Sanchez and Wise both went on to inspire Cup shocks as managers, the former taking third-tier Wycombe to a 2001 semi-final (as well as guiding Northern Ireland to a 2006 World Cup qualifying win over England), the latter leading Millwall, then of the Championship, to the final in 2004.
Midfielder Jones graduated from the role of on-field pantomime villain to playing the tough guy in Hollywood films.
Wimbledon continued defying the odds until relegation from the Premier League in 2000, after which the club’s identity soon changed irrevocably with a controversial move in 2003 to Milton Keynes, more than 95 kms from their original home in south London.
By the following season the transplanted club were operating under the new name of MK Dons.

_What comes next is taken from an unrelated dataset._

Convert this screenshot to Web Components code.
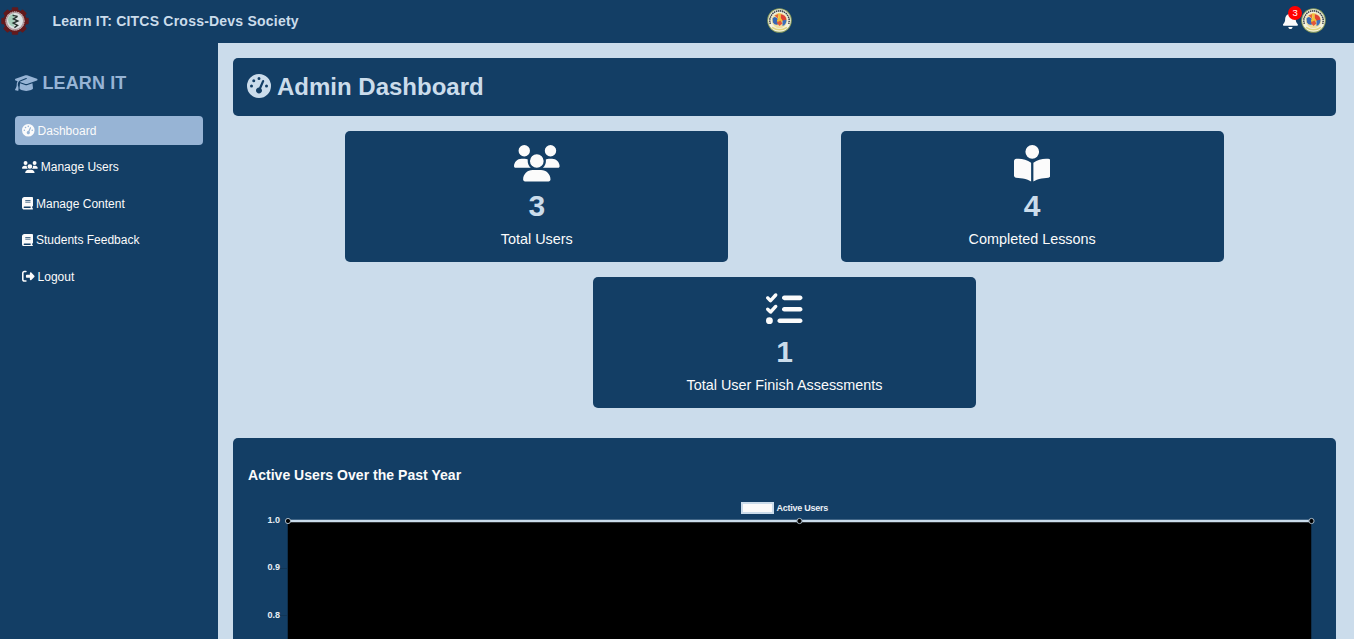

Curiously, the 20th anniversary of Wimbledon’s FA Cup triumph has brought success for both MK Dons — promoted from the fourth division as champions — and AFC Wimbledon, the club established by fans unhappy with the relocation out of London.
The ‘new Wimbledon’ have won promotion to the sixth tier of the English football pyramid — their third promotion in five seasons — to move just two steps away from the Football League.
The spirit of 1988 seems to have suffused this season’s FA Cup also, the surprise element returning to football’s oldest saga with Cardiff, the club Gould managed briefly in 2000, bidding to become the first winners from outside the top flight in 28 years when they meet Portsmouth in Saturday’s final.
The second division (Championship) side could do worse than heed Gould’s formula for reversing the odds: “Don’t be negative, go out and be bold, be strong, be brave, be committed to the cause — that you’re going to cause an upset.”